>> begin Data segment
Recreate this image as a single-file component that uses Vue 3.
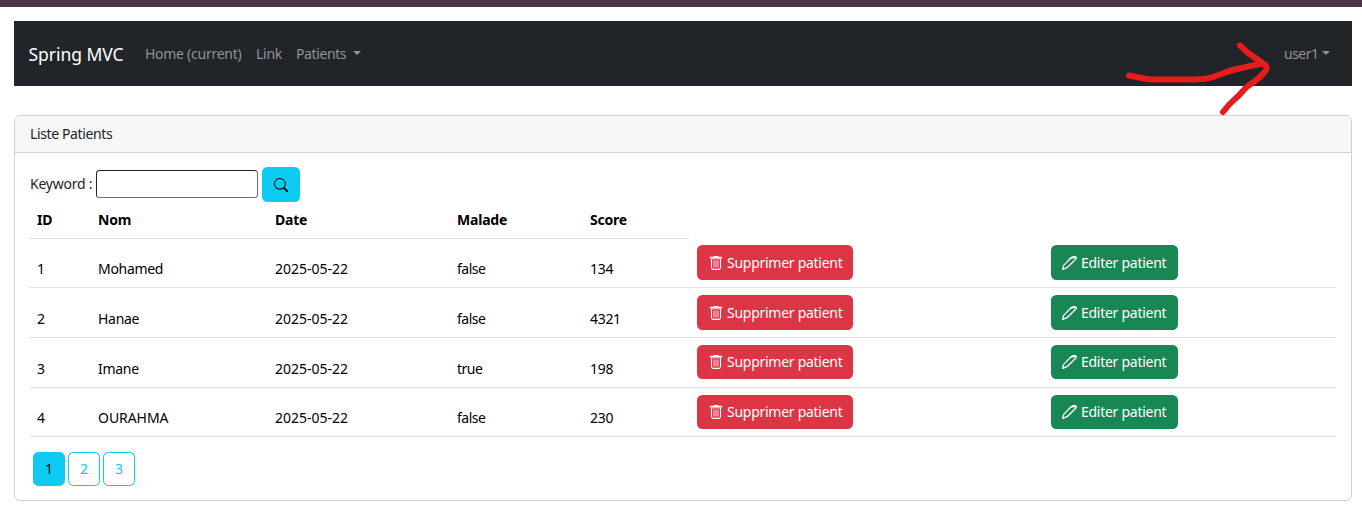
<script setup>
const columns = ['ID', 'Nom', 'Date', 'Malade', 'Score']
const patients = [
  { id: 1, nom: 'Mohamed', date: '2025-05-22', malade: false, score: 134 },
  { id: 2, nom: 'Hanae', date: '2025-05-22', malade: false, score: 4321 },
  { id: 3, nom: 'Imane', date: '2025-05-22', malade: true, score: 198 },
  { id: 4, nom: 'OURAHMA', date: '2025-05-22', malade: false, score: 230 },
]
const pages = [1, 2, 3]
</script>

<template>
  <div class="page">
    <div class="strip"></div>
    <nav class="navbar">
      <a class="brand">Spring MVC</a>
      <a class="link home">Home (current)</a>
      <a class="link lnk">Link</a>
      <a class="link patients">Patients</a>
      <i class="caret"></i>
      <a class="link user">user1</a>
      <i class="caret user-caret"></i>
    </nav>

    <section class="card">
      <header class="card-header"><span>Liste Patients</span></header>
      <div class="card-body">
        <form class="search">
          <label>Keyword :</label>
          <input type="text" />
          <button type="button" class="search-btn">
            <svg width="14.4" height="14.4" viewBox="0 0 16 16" fill="currentColor">
              <path d="M11.742 10.344a6.5 6.5 0 1 0-1.397 1.398h-.001q.044.06.098.115l3.85 3.85a1 1 0 0 0 1.415-1.414l-3.85-3.85a1 1 0 0 0-.115-.1zM12 6.5a5.5 5.5 0 1 1-11 0 5.5 5.5 0 0 1 11 0" />
            </svg>
          </button>
        </form>

        <div class="table">
          <div class="row head">
            <span v-for="c in columns" :key="c" :class="'h-' + c.toLowerCase()">{{ c }}</span>
          </div>
          <div v-for="p in patients" :key="p.id" class="row" :class="'r' + p.id">
            <span>{{ p.id }}</span>
            <span class="nom">{{ p.nom }}</span>
            <span class="date">{{ p.date }}</span>
            <span class="malade">{{ p.malade }}</span>
            <span class="score">{{ p.score }}</span>
            <button type="button" class="btn danger">
              <svg width="14" height="14" viewBox="0 0 14 14" fill="none" stroke="#fff">
                <path d="M.8 1.500H13.200" stroke-width="1.400" />
                <path d="M4.500.5H9.500" stroke-width="1" />
                <path d="M1.500 2.800H12.500" stroke-width="1.200" stroke-opacity=".65" />
                <path d="M2.500 3V11.500Q2.600 13.400 4 13.400H10Q11.400 13.400 11.500 11.500V3" stroke-width="1.100" />
                <path d="M5 4.500V11.500M7 4.500V11.500M9 4.500V11.500" stroke="#ffd0ef" stroke-width="1" />
              </svg>
              <span>Supprimer patient</span>
            </button>
            <button type="button" class="btn success">
              <svg width="15" height="14" viewBox="0 0 15 14" fill="none" stroke="#fff" stroke-linejoin="round" stroke-linecap="round">
                <path d="M.7 13.400 1.500 9.600 9 1.700Q10.800.5 13.200.7Q14.900 1.300 13.700 3.300L5 11.700Z" stroke-width="1.300" />
                <path d="M8.400 2.400Q11 1.200 13.200 1.800" stroke-width="1.200" />
              </svg>
              <span>Editer patient</span>
            </button>
          </div>
        </div>

        <div class="pagination">
          <a v-for="n in pages" :key="n" :class="{ active: n === 1 }">{{ n }}</a>
        </div>
      </div>
    </section>

    <svg class="arrow" width="160" height="84" viewBox="1120 36 160 84" fill="none" stroke="#e71d1d" stroke-width="6" stroke-linecap="round" stroke-linejoin="round">
      <path d="M1129 75.500C1137 77 1146 79.500 1153 79.500H1190C1215 79.500 1215 75 1233 70Q1248 66 1263 63.500Q1268 65 1266 70C1262 76 1254 82 1248 86C1243 90 1240 95 1235 99Q1229 104 1223 112" />
      <path d="M1240 45.500C1250 56 1251 54 1263 63.500" />
    </svg>
  </div>
</template>

<style>
body { margin: 0; background: #fff; }
</style>

<style scoped>
.page {
  position: relative;
  box-sizing: border-box;
  width: 1362px;
  height: 508px;
  overflow: hidden;
  font-family: "Noto Sans", "Open Sans", sans-serif;
  font-size: 14px;
  line-height: 22px;
  color: #212529;
  white-space: nowrap;
}
.strip { height: 7px; background: #4b3545; }
.navbar {
  box-sizing: border-box;
  display: flex;
  align-items: center;
  height: 65px;
  margin: 14px 10px 0 14px;
  padding: 1px 22px 0 14.5px;
  background: #212529;
}
.brand { width: 116.5px; font-size: 17.5px; color: #fff; letter-spacing: -0.05px; }
.link { color: #909294; letter-spacing: -0.27px; }
.home { width: 111px; }
.lnk { width: 40px; }
.patients { width: 57px; letter-spacing: -0.4px; }
.caret {
  border-top: 4px solid #909294;
  border-left: 4px solid transparent;
  border-right: 4px solid transparent;
  margin-top: -3px;
}
.user { width: 38px; margin-left: auto; letter-spacing: -0.5px; }
.card {
  box-sizing: border-box;
  height: 386px;
  margin: 29px 10px 0 14px;
  border: 1px solid #d0d0d1;
  border-radius: 6px;
  overflow: hidden;
}
.card-header {
  box-sizing: border-box;
  height: 37px;
  padding: 7px 15px;
  background: #f7f7f7;
  border-bottom: 1px solid #d0d0d1;
  letter-spacing: -0.38px;
}
.card-body { padding: 14px 15px; }
.search { display: flex; align-items: center; height: 35px; }
.search label { width: 66px; letter-spacing: -0.25px; margin-top: -2px; }
.search input {
  box-sizing: border-box;
  width: 162px;
  height: 28px;
  margin: 0 4px 1px 0;
  padding: 0;
  border: 1px solid #212529;
  border-right-color: #6c6e70;
  border-bottom-color: #6c6e70;
  border-radius: 3.5px;
  background: #fff;
}
.search-btn {
  display: flex;
  align-items: center;
  justify-content: center;
  width: 38px;
  height: 35px;
  padding: 1px 0 0;
  border: 0;
  border-radius: 5.4px;
  background: #0dcaf0;
  color: #000;
}
.row {
  box-sizing: border-box;
  display: grid;
  grid-template-columns: 61px 177px 182px 133px 107px 354px 1fr;
  height: 50px;
  padding: 7px 0 0 7px;
  border-bottom: 1px solid #dee2e6;
  color: #000;
}
.row > span { padding-top: 13px; letter-spacing: -0.3px; }
.row > .date { letter-spacing: 0; }
.row > .malade { letter-spacing: -0.5px; }
.row.head { width: 659px; height: 37px; padding-top: 0; font-weight: 700; }
.row.head > span { padding-top: 7px; letter-spacing: -0.2px; }
.row.r1, .row.r4 { height: 49px; }
.row.r1 { padding-top: 6px; }
.row.r4 > span { padding-top: 12px; }
.row.r4 > .nom { letter-spacing: -0.05px; }
.btn {
  box-sizing: border-box;
  display: flex;
  align-items: center;
  height: 35px;
  padding: 0 0 0 11px;
  border: 0;
  border-radius: 5.4px;
  color: #fff;
  font: inherit;
  letter-spacing: -0.27px;
}
.btn svg { flex: none; margin-right: 4px; }
.r3 .btn, .r4 .btn { height: 34px; }
.danger { width: 156px; background: #dc3545; }
.danger svg { margin-left: 1px; }
.success { width: 127px; background: #198754; }
.pagination { display: flex; gap: 3px; margin: 15px 0 0 3px; }
.pagination a {
  box-sizing: border-box;
  width: 32px;
  height: 34px;
  border: 1px solid #0dcaf0;
  border-radius: 5.4px;
  line-height: 32px;
  text-align: center;
  color: #0dcaf0;
}
.pagination a.active { background: #0dcaf0; color: #000; }
.arrow { position: absolute; left: 1120px; top: 36px; }
</style>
>> end Data segment
● Given task
Go through the data above and transcribe it in full, omitting any image.

● Result for this task
Recreate this image as a single-file component that uses Vue 3.
<script setup>
const columns = ['ID', 'Nom', 'Date', 'Malade', 'Score']
const patients = [
  { id: 1, nom: 'Mohamed', date: '2025-05-22', malade: false, score: 134 },
  { id: 2, nom: 'Hanae', date: '2025-05-22', malade: false, score: 4321 },
  { id: 3, nom: 'Imane', date: '2025-05-22', malade: true, score: 198 },
  { id: 4, nom: 'OURAHMA', date: '2025-05-22', malade: false, score: 230 },
]
const pages = [1, 2, 3]
</script>

<template>
  <div class="page">
    <div class="strip"></div>
    <nav class="navbar">
      <a class="brand">Spring MVC</a>
      <a class="link home">Home (current)</a>
      <a class="link lnk">Link</a>
      <a class="link patients">Patients</a>
      <i class="caret"></i>
      <a class="link user">user1</a>
      <i class="caret user-caret"></i>
    </nav>

    <section class="card">
      <header class="card-header"><span>Liste Patients</span></header>
      <div class="card-body">
        <form class="search">
          <label>Keyword :</label>
          <input type="text" />
          <button type="button" class="search-btn">
            <svg width="14.4" height="14.4" viewBox="0 0 16 16" fill="currentColor">
              <path d="M11.742 10.344a6.5 6.5 0 1 0-1.397 1.398h-.001q.044.06.098.115l3.85 3.85a1 1 0 0 0 1.415-1.414l-3.85-3.85a1 1 0 0 0-.115-.1zM12 6.5a5.5 5.5 0 1 1-11 0 5.5 5.5 0 0 1 11 0" />
            </svg>
          </button>
        </form>

        <div class="table">
          <div class="row head">
            <span v-for="c in columns" :key="c" :class="'h-' + c.toLowerCase()">{{ c }}</span>
          </div>
          <div v-for="p in patients" :key="p.id" class="row" :class="'r' + p.id">
            <span>{{ p.id }}</span>
            <span class="nom">{{ p.nom }}</span>
            <span class="date">{{ p.date }}</span>
            <span class="malade">{{ p.malade }}</span>
            <span class="score">{{ p.score }}</span>
            <button type="button" class="btn danger">
              <svg width="14" height="14" viewBox="0 0 14 14" fill="none" stroke="#fff">
                <path d="M.8 1.500H13.200" stroke-width="1.400" />
                <path d="M4.500.5H9.500" stroke-width="1" />
                <path d="M1.500 2.800H12.500" stroke-width="1.200" stroke-opacity=".65" />
                <path d="M2.500 3V11.500Q2.600 13.400 4 13.400H10Q11.400 13.400 11.500 11.500V3" stroke-width="1.100" />
                <path d="M5 4.500V11.500M7 4.500V11.500M9 4.500V11.500" stroke="#ffd0ef" stroke-width="1" />
              </svg>
              <span>Supprimer patient</span>
            </button>
            <button type="button" class="btn success">
              <svg width="15" height="14" viewBox="0 0 15 14" fill="none" stroke="#fff" stroke-linejoin="round" stroke-linecap="round">
                <path d="M.7 13.400 1.500 9.600 9 1.700Q10.800.5 13.200.7Q14.900 1.300 13.700 3.300L5 11.700Z" stroke-width="1.300" />
                <path d="M8.400 2.400Q11 1.200 13.200 1.800" stroke-width="1.200" />
              </svg>
              <span>Editer patient</span>
            </button>
          </div>
        </div>

        <div class="pagination">
          <a v-for="n in pages" :key="n" :class="{ active: n === 1 }">{{ n }}</a>
        </div>
      </div>
    </section>

    <svg class="arrow" width="160" height="84" viewBox="1120 36 160 84" fill="none" stroke="#e71d1d" stroke-width="6" stroke-linecap="round" stroke-linejoin="round">
      <path d="M1129 75.500C1137 77 1146 79.500 1153 79.500H1190C1215 79.500 1215 75 1233 70Q1248 66 1263 63.500Q1268 65 1266 70C1262 76 1254 82 1248 86C1243 90 1240 95 1235 99Q1229 104 1223 112" />
      <path d="M1240 45.500C1250 56 1251 54 1263 63.500" />
    </svg>
  </div>
</template>

<style>
body { margin: 0; background: #fff; }
</style>

<style scoped>
.page {
  position: relative;
  box-sizing: border-box;
  width: 1362px;
  height: 508px;
  overflow: hidden;
  font-family: "Noto Sans", "Open Sans", sans-serif;
  font-size: 14px;
  line-height: 22px;
  color: #212529;
  white-space: nowrap;
}
.strip { height: 7px; background: #4b3545; }
.navbar {
  box-sizing: border-box;
  display: flex;
  align-items: center;
  height: 65px;
  margin: 14px 10px 0 14px;
  padding: 1px 22px 0 14.5px;
  background: #212529;
}
.brand { width: 116.5px; font-size: 17.5px; color: #fff; letter-spacing: -0.05px; }
.link { color: #909294; letter-spacing: -0.27px; }
.home { width: 111px; }
.lnk { width: 40px; }
.patients { width: 57px; letter-spacing: -0.4px; }
.caret {
  border-top: 4px solid #909294;
  border-left: 4px solid transparent;
  border-right: 4px solid transparent;
  margin-top: -3px;
}
.user { width: 38px; margin-left: auto; letter-spacing: -0.5px; }
.card {
  box-sizing: border-box;
  height: 386px;
  margin: 29px 10px 0 14px;
  border: 1px solid #d0d0d1;
  border-radius: 6px;
  overflow: hidden;
}
.card-header {
  box-sizing: border-box;
  height: 37px;
  padding: 7px 15px;
  background: #f7f7f7;
  border-bottom: 1px solid #d0d0d1;
  letter-spacing: -0.38px;
}
.card-body { padding: 14px 15px; }
.search { display: flex; align-items: center; height: 35px; }
.search label { width: 66px; letter-spacing: -0.25px; margin-top: -2px; }
.search input {
  box-sizing: border-box;
  width: 162px;
  height: 28px;
  margin: 0 4px 1px 0;
  padding: 0;
  border: 1px solid #212529;
  border-right-color: #6c6e70;
  border-bottom-color: #6c6e70;
  border-radius: 3.5px;
  background: #fff;
}
.search-btn {
  display: flex;
  align-items: center;
  justify-content: center;
  width: 38px;
  height: 35px;
  padding: 1px 0 0;
  border: 0;
  border-radius: 5.4px;
  background: #0dcaf0;
  color: #000;
}
.row {
  box-sizing: border-box;
  display: grid;
  grid-template-columns: 61px 177px 182px 133px 107px 354px 1fr;
  height: 50px;
  padding: 7px 0 0 7px;
  border-bottom: 1px solid #dee2e6;
  color: #000;
}
.row > span { padding-top: 13px; letter-spacing: -0.3px; }
.row > .date { letter-spacing: 0; }
.row > .malade { letter-spacing: -0.5px; }
.row.head { width: 659px; height: 37px; padding-top: 0; font-weight: 700; }
.row.head > span { padding-top: 7px; letter-spacing: -0.2px; }
.row.r1, .row.r4 { height: 49px; }
.row.r1 { padding-top: 6px; }
.row.r4 > span { padding-top: 12px; }
.row.r4 > .nom { letter-spacing: -0.05px; }
.btn {
  box-sizing: border-box;
  display: flex;
  align-items: center;
  height: 35px;
  padding: 0 0 0 11px;
  border: 0;
  border-radius: 5.4px;
  color: #fff;
  font: inherit;
  letter-spacing: -0.27px;
}
.btn svg { flex: none; margin-right: 4px; }
.r3 .btn, .r4 .btn { height: 34px; }
.danger { width: 156px; background: #dc3545; }
.danger svg { margin-left: 1px; }
.success { width: 127px; background: #198754; }
.pagination { display: flex; gap: 3px; margin: 15px 0 0 3px; }
.pagination a {
  box-sizing: border-box;
  width: 32px;
  height: 34px;
  border: 1px solid #0dcaf0;
  border-radius: 5.4px;
  line-height: 32px;
  text-align: center;
  color: #0dcaf0;
}
.pagination a.active { background: #0dcaf0; color: #000; }
.arrow { position: absolute; left: 1120px; top: 36px; }
</style>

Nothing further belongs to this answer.